I know you are probably tired of hearing this, but 6 is so young! My daughter just turned 8 and is competing for the first time this season (we are 3 meets into our 4 meet season). Coaches have always talked about how amazing my daughter is but this season she has been the lowest AA score on her team at every meet. She always falls in the bottom 5 for AA (and each meet we have gone to has given medals for every participant) in her age group. The highest placement she has gotten is 6th on beam. It was hard for me because it wasn't what I expected and I was also worried for how it would impact her. We haven't discussed scores at all. We celebrate little victories like beautiful kips or less balance checks on the beam. We talk about the difference of equipment and frustartion with that but how she has to be prepared for that.
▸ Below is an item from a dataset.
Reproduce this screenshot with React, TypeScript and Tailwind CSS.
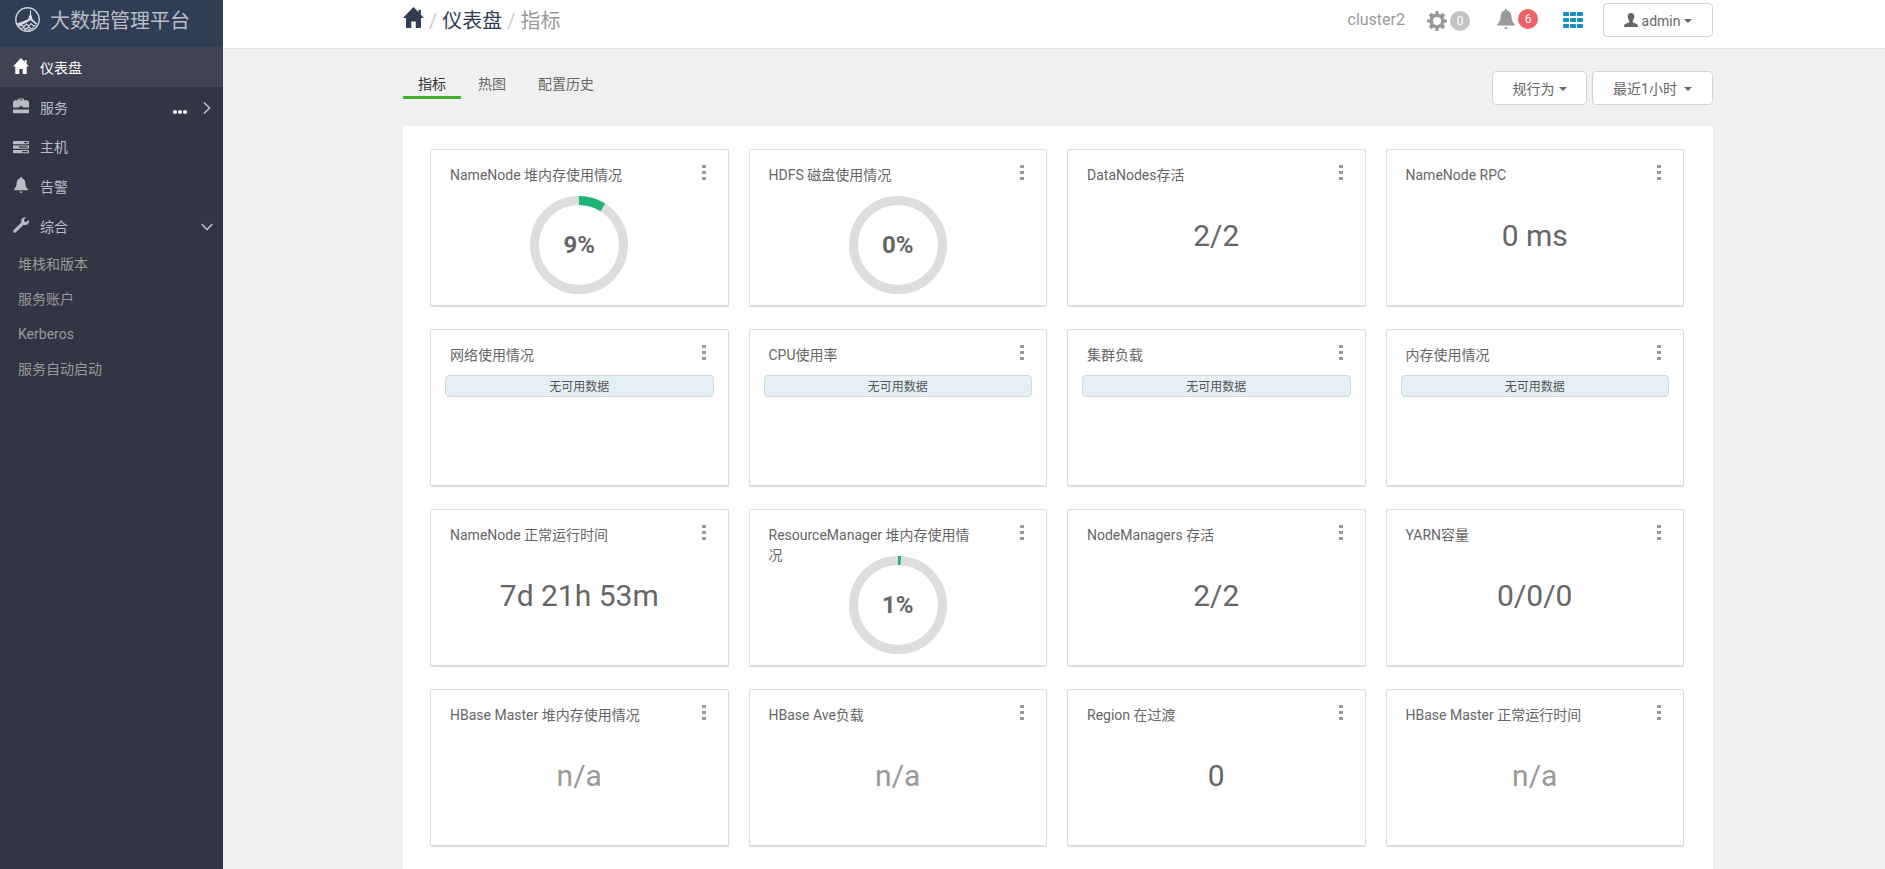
import React from 'react';

type IconProps = { className?: string };

interface Widget {
  title: string;
  kind: 'donut' | 'text' | 'empty';
  value?: string;
  percent?: number;
  muted?: boolean;
}

const WIDGETS: Widget[] = [
  { title: 'NameNode 堆内存使用情况', kind: 'donut', percent: 9 },
  { title: 'HDFS 磁盘使用情况', kind: 'donut', percent: 0 },
  { title: 'DataNodes存活', kind: 'text', value: '2/2' },
  { title: 'NameNode RPC', kind: 'text', value: '0 ms' },
  { title: '网络使用情况', kind: 'empty' },
  { title: 'CPU使用率', kind: 'empty' },
  { title: '集群负载', kind: 'empty' },
  { title: '内存使用情况', kind: 'empty' },
  { title: 'NameNode 正常运行时间', kind: 'text', value: '7d 21h 53m' },
  { title: 'ResourceManager 堆内存使用情况', kind: 'donut', percent: 1 },
  { title: 'NodeManagers 存活', kind: 'text', value: '2/2' },
  { title: 'YARN容量', kind: 'text', value: '0/0/0' },
  { title: 'HBase Master 堆内存使用情况', kind: 'text', value: 'n/a', muted: true },
  { title: 'HBase Ave负载', kind: 'text', value: 'n/a', muted: true },
  { title: 'Region 在过渡', kind: 'text', value: '0' },
  { title: 'HBase Master 正常运行时间', kind: 'text', value: 'n/a', muted: true },
];

const HomeIcon: React.FC<IconProps> = ({ className }) => (
  <svg className={className} viewBox="0 0 16 16" fill="currentColor" aria-hidden="true">
    <path d="M8 0 0 8.400h2.300v7.200q0 .4.4.4h3.200q.4 0 .4-.4V11h3.400v4.600q0 .4.4.4h3.200q.4 0 .4-.4V8.400H16l-2.400-2.500V2h-1.800v2z" />
  </svg>
);

const BriefcaseIcon: React.FC<IconProps> = ({ className }) => (
  <svg className={className} viewBox="0 0 16 16" fill="currentColor" aria-hidden="true">
    <path d="M5 2.200V1.400Q5 .4 6 .4h4q1 0 1 1v.8h3.600L16 4v5.600H9.400V8H6.600v1.600H0V4l1.400-1.800zm1.300 0h3.400v-.7H6.300zM0 11.400h16v3q0 .9-.9.900H.9q-.9 0-.9-.9z" />
  </svg>
);

const TasksIcon: React.FC<IconProps> = ({ className }) => (
  <svg className={className} viewBox="0 0 16 16" fill="currentColor" aria-hidden="true">
    <path fillRule="evenodd" d="M.6 2h14.800l.6.6v2.100l-.6.6H.6L0 4.700V2.600zM11 3.100v1.100h3.700V3.100zM.6 6.500h14.800l.6.600v2.100l-.6.600H.6L0 9.200V7.100zM6 7.600v1.100h8.700V7.600zM.6 11h14.800l.6.600v2.100l-.6.600H.6l-.6-.6v-2.100zM9 12.100v1.100h5.700v-1.100z" />
  </svg>
);

const BellIcon: React.FC<IconProps> = ({ className }) => (
  <svg className={className} viewBox="0 0 16 16" fill="currentColor" aria-hidden="true">
    <path d="M8 0c.6 0 1 .5 1.100 1.200 2.100.6 3 2.200 3.200 4.600.2 3.200.9 5 2.700 6.400v1H1v-1c1.800-1.400 2.500-3.200 2.700-6.400.2-2.400 1.100-4 3.200-4.600C7 .5 7.400 0 8 0zM6.600 14.500h2.800Q9.200 16 8 16t-1.400-1.500z" />
  </svg>
);

const WrenchIcon: React.FC<IconProps> = ({ className }) => (
  <svg className={className} viewBox="0 0 16 16" fill="currentColor" aria-hidden="true">
    <path d="M13.200.3 10.900 2.600l.5 2 2 .5 2.400-2.300c.6 2.300-.2 4.300-2.200 5-1.100.4-2.100.3-3-.1l-7.700 7.600q-1.100 1-2.200 0t0-2.300l7.700-7.500C7.500 2.500 9.500-.3 13.200.3z" />
  </svg>
);

const CogIcon: React.FC<IconProps> = ({ className }) => (
  <svg className={className} viewBox="0 0 20 20" fill="currentColor" aria-hidden="true">
    <path
      fillRule="evenodd"
      d="M8.700 0h2.600l.5 2.700 1.700.7L15.800 1.800l2.400 2.400-1.600 2.300.7 1.700 2.700.5v2.600l-2.700.5-.7 1.700 1.600 2.300-2.400 2.400-2.300-1.600-1.700.7-.5 2.700H8.700l-.5-2.700-1.700-.7-2.300 1.600-2.400-2.400 1.600-2.300-.7-1.700L0 11.300V8.700l2.700-.5.7-1.700L1.800 4.200l2.400-2.400 2.300 1.600 1.700-.7zM10 6a4 4 0 1 0 0 8 4 4 0 0 0 0-8z"
    />
  </svg>
);

const GridIcon: React.FC<IconProps> = ({ className }) => (
  <svg className={className} viewBox="0 0 20 16" fill="currentColor" aria-hidden="true">
    {[0, 6, 12].map(y =>
      [0, 7, 14].map(x => <rect key={`${x}-${y}`} x={x} y={y} width="6" height="4" rx="1" />)
    )}
  </svg>
);

const UserIcon: React.FC<IconProps> = ({ className }) => (
  <svg className={className} viewBox="0 0 14 14" fill="currentColor" aria-hidden="true">
    <path d="M7 0c2.200 0 3.400 1.500 3.300 3.800-.1 1.800-.7 3.200-1.600 4v1.100c.3.900 3.800 1.400 4.700 2.600.4.600.6 1.400.6 2.500H0c0-1.100.2-1.900.6-2.500.9-1.200 4.400-1.700 4.700-2.600V7.800c-.9-.8-1.500-2.200-1.600-4C3.600 1.500 4.800 0 7 0z" />
  </svg>
);

const Chevron: React.FC<IconProps> = ({ className }) => (
  <svg className={className} viewBox="0 0 8 12" fill="none" stroke="currentColor" strokeWidth="1.600" aria-hidden="true">
    <path d="m1 .7 5.600 5.300L1 11.300" />
  </svg>
);

const Caret = () => (
  <span className="inline-block border-x-4 border-t-4 border-x-transparent border-t-current" />
);

const Logo = () => (
  <svg className="h-[25px] w-[25px] text-[#d3d9e0]" viewBox="0 0 25 25" fill="none" stroke="currentColor" aria-hidden="true">
    <circle cx="12.500" cy="12.500" r="11.700" strokeWidth="1.400" />
    <path d="M15.500 3.500V9" strokeWidth="1.200" />
    <path d="M14 8.500h3v2.300l.8 1.700 4.700 4.300-1.500.7-5.500-4.300-6.500 3.800L2.500 19l-1-2.500 7-2.200 4.800-2.300z" fill="currentColor" stroke="none" />
    <path d="m3.500 19.500 3-1.300 2.500 1.300 2.500-2.500 2.500 2 2-2.500 2.500 2.500 3-1M5.500 21.500l3-1 2.500 1.500 2.500-2.500 2.500 2.500 3-1.500M9 23l3-1.500 3 1.500" strokeWidth="1.100" />
  </svg>
);

const Donut: React.FC<{ percent: number }> = ({ percent }) => (
  <div className="relative h-[98px] w-[98px]">
    <svg className="h-full w-full -rotate-90" viewBox="0 0 98 98" fill="none" strokeWidth="9" aria-hidden="true">
      <circle cx="49" cy="49" r="44.500" stroke="#dddddd" />
      {percent > 0 && (
        <circle cx="49" cy="49" r="44.500" stroke="#1eb475" pathLength="100" strokeDasharray={`${percent} 100`} />
      )}
    </svg>
    <span className="absolute inset-0 flex items-center justify-center text-2xl font-bold">{percent}%</span>
  </div>
);

const WidgetCard: React.FC<{ widget: Widget }> = ({ widget }) => (
  <section className="flex h-[157px] flex-col rounded-xs border border-[#dddddd] bg-white shadow-[0_1px_1px_rgba(0,0,0,0.15)]">
    <header className="flex h-[45px] shrink-0 items-start justify-between pt-[15px] pr-[18px] pl-[19px]">
      <h2 className="max-w-[210px] text-sm leading-5">{widget.title}</h2>
      <button type="button" aria-label="更多" className="flex w-3 flex-col items-center gap-[3px] text-[#999999]">
        <span className="h-[3px] w-1 bg-current" />
        <span className="h-[3px] w-1 bg-current" />
        <span className="h-[3px] w-1 bg-current" />
      </button>
    </header>
    {widget.kind === 'donut' && (
      <div className="flex justify-center pt-px">
        <Donut percent={widget.percent ?? 0} />
      </div>
    )}
    {widget.kind === 'text' && (
      <p className={`pt-[21px] text-center text-[30px] leading-10 ${widget.muted ? 'text-[#999999]' : ''}`}>{widget.value}</p>
    )}
    {widget.kind === 'empty' && (
      <p className="mx-3.5 h-[22px] rounded border border-[#cfd9dc] bg-[#e4f0f5] text-center text-xs leading-[22px] text-[#555555]">
        无可用数据
      </p>
    )}
  </section>
);

const Sidebar = () => {
  const item = 'flex h-10 items-center pt-0.5 pr-3 pl-[13px] text-sm';
  const icon = 'mr-[11px] mb-1 h-4 w-4';
  return (
    <aside className="w-[223px] shrink-0 bg-[#323544] text-[#b8bec4]">
      <div className="flex h-[47px] items-center gap-2.5 bg-[#313d54] pb-2 pl-[15px] text-xl">
        <Logo />
        <span className="pt-0.5">大数据管理平台</span>
      </div>
      <nav>
        <a href="#dashboard" className={`${item} bg-[#404351] text-white`}>
          <HomeIcon className={icon} />
          仪表盘
        </a>
        <a href="#services" className={item}>
          <BriefcaseIcon className={icon} />
          服务
          <span className="mt-2 mr-4 ml-auto flex gap-px">
            <span className="h-1 w-1 rounded-full bg-white" />
            <span className="h-1 w-1 rounded-full bg-white" />
            <span className="h-1 w-1 rounded-full bg-white" />
          </span>
          <Chevron className="h-3 w-2" />
        </a>
        <a href="#hosts" className="flex h-[39px] items-center pr-3 pl-[13px] text-sm">
          <TasksIcon className="mr-[11px] h-4 w-4" />
          主机
        </a>
        <a href="#alerts" className={item}>
          <BellIcon className={icon} />
          告警
        </a>
        <a href="#admin" className={item}>
          <WrenchIcon className={icon} />
          综合
          <Chevron className="ml-auto h-3 w-2 rotate-90" />
        </a>
        <ul className="text-sm text-[#999999]">
          {['堆栈和版本', '服务账户', 'Kerberos', '服务自动启动'].map(label => (
            <li key={label}>
              <a href="#admin" className="flex h-[35px] items-center pl-[18px]">{label}</a>
            </li>
          ))}
        </ul>
      </nav>
    </aside>
  );
};

const TopBar = () => (
  <div className="h-[49px] border-b border-[#e3e3e3] bg-white pl-2">
    <div className="mx-auto flex max-w-[1310px] items-start justify-between">
      <nav aria-label="breadcrumb" className="flex h-10 items-center pt-px text-xl text-[#313d54]">
        <a href="#home" aria-label="主页" className="mb-1.5">
          <HomeIcon className="h-[21px] w-[21px]" />
        </a>
        <span className="px-[5px] text-[#cccccc]">/</span>
        <a href="#dashboard">仪表盘</a>
        <span className="px-[5px] text-[#cccccc]">/</span>
        <span className="text-[#999999]">指标</span>
      </nav>
      <div className="flex h-10 items-center text-[#999999]">
        <span className="mr-[22px] text-base">cluster2</span>
        <button type="button" aria-label="后台操作" className="mr-[26px] flex items-center gap-[3px] pt-0.5">
          <CogIcon className="h-5 w-5" />
          <span className="h-5 w-5 rounded-full bg-[#c3c3c3] text-center text-xs leading-5 text-white">0</span>
        </button>
        <button type="button" aria-label="告警" className="mr-[25px] flex items-center gap-[2px] pb-0.5">
          <BellIcon className="h-5 w-5" />
          <span className="h-5 w-5 rounded-full bg-[#ef6162] text-center text-xs leading-5 text-white">6</span>
        </button>
        <button type="button" aria-label="视图" className="mr-5 text-[#1491c1]">
          <GridIcon className="h-4 w-5" />
        </button>
        <button
          type="button"
          className="flex h-[34px] w-[110px] items-center justify-center gap-1 rounded border border-[#cfd3d7] bg-white pt-0.5 text-sm text-[#666666]"
        >
          <UserIcon className="mb-0.5 h-3.5 w-3.5" />
          admin
          <Caret />
        </button>
      </div>
    </div>
  </div>
);

const App: React.FC = () => {
  const tab = 'h-[29px] border-b-3 px-[15px] leading-7';
  const dropdown = 'flex h-[34px] items-center justify-center rounded border border-[#cfd3d7] bg-white pt-0.5';

  return (
    <div className="flex min-h-screen bg-[#f0f0f0] font-['Roboto','Noto_Sans_CJK_SC',sans-serif] text-[#666666]">
      <Sidebar />
      <div className="flex min-w-0 grow flex-col">
        <TopBar />
        <main className="flex grow flex-col pl-2">
          <div className="mx-auto flex w-full max-w-[1310px] grow flex-col">
            <div className="flex h-[77px] items-start justify-between pt-[21px] text-sm">
              <div role="tablist" className="flex gap-0.5">
                <button type="button" role="tab" aria-selected="true" className={`${tab} border-[#3fae2a] text-[#333333]`}>指标</button>
                <button type="button" role="tab" aria-selected="false" className={`${tab} border-transparent`}>热图</button>
                <button type="button" role="tab" aria-selected="false" className={`${tab} border-transparent`}>配置历史</button>
              </div>
              <div className="flex gap-[5px] pt-px">
                <button type="button" className={`${dropdown} w-[95px] gap-1`}>
                  规行为
                  <Caret />
                </button>
                <button type="button" className={`${dropdown} w-[121px] gap-[7px]`}>
                  最近1小时
                  <Caret />
                </button>
              </div>
            </div>
            <div className="grid grow grid-cols-4 content-start gap-x-5 gap-y-[23px] bg-white pt-[23px] pr-[29px] pb-[23px] pl-[27px]">
              {WIDGETS.map(widget => (
                <WidgetCard key={widget.title} widget={widget} />
              ))}
            </div>
          </div>
        </main>
      </div>
    </div>
  );
};

export default App;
I see other parents that are totally preoccupied with scores and placement and I worry that adds pressure to their gymnast. I honestly thought my child didn't know or fully understand the scores and placements until recently. She has talked to us some about her, in her time. She does understand but she is able to not get too down by it and instead focus on the little victories. I think if I was to encourage you on anything it would be just that, celebrate the little victories because in reality they aren't little, these girls are making huge acomplishments no matter their scores or placements!
 
Longtime lurker who felt compelled to post on this topic. As background, I have a 6 yo in Bronze and an 8 yo in Level 4. My 6 yo scored in the 32s in her first meet and my other daughter has won all of her meets so far this year, so I've been thinking a lot about this. So far there hasn't been an issue, in part b/c we praise them for the inputs rather than the outputs, try not to compare them, and remind our youngest that her sister was not even competing at her age (which she is very proud of). I offer the following observations that have really helped me calm my inner crazy gym parent (we all have one to some degree!)

All the long haul gym parents on this board have helped me realize that gymnastics is an ultra-marathon, not a sprint. Early results at the compulsory levels mean almost nothing about future success, and more importantly, what they are going to get out of the sport. So enjoy those early days when there is no pressure and they do it for the love of the sport. One thing that helped me (and my girls) calm down and enjoy the journey more was checking out Jade Carey's scores on mymeetscores. Jade almost never won any compulsory meets, scored a 31 at Level 7 and never scored above 37 until she got to Level 10. And Jade is not an isolated case, even among Olympians. So no matter how they do in the beginning, who knows?

In contrast to Jade, go check out the "No Days Off" videos of Chandler King and Jurzi Cromartie on Youtube, both touted as the "Next Simone Biles". They were training 35 hours a week at the age of 9 and doing insane skills for their ages. But now, despite loads of raw talent, both are completely out of the sport. It's tragic that this still happens so often in gymnastics and I see it over and over, kids that burn too brightly and burnout before reaching their potential and coming to hate the sport that they once loved.

Parents also believe that gymnastics improvement should be linear and that more inputs will produce more outputs, but neither is true. Sean Johnson only trained 24 hours a week at her peak, and I'm starting to believe this is about optimal for any gymnast to avoid injury and burnout. To reach your potential, it's all about staying in the sport and avoiding injury. Also, as you probably experienced with raising your child, development isn't incremental but rather is sudden and abrupt. One day a baby can't crawl, and within a week they are into everything. It's the same in gymnastics, one day they get a firmware update, reboot and they can finally do that kip no problem and never fall again.

Stopping myself from worrying about scores, winning and medals has allowed me to start refocusing on the important stuff you mention in your post, the fantastic benefits that gymnastics in a healthy environment offers. Are their teammates supportive? Are they still happy with the sport? Do their coaches treat them with respect? etc. It's great you already see and appreciate this, it took me a while to get here.

p.s. I would love if USAG imposed a maximum of 20-24 hours per week for all gymnasts under 16 to prevent kids (or heck even Simone Biles) from being pushed too hard.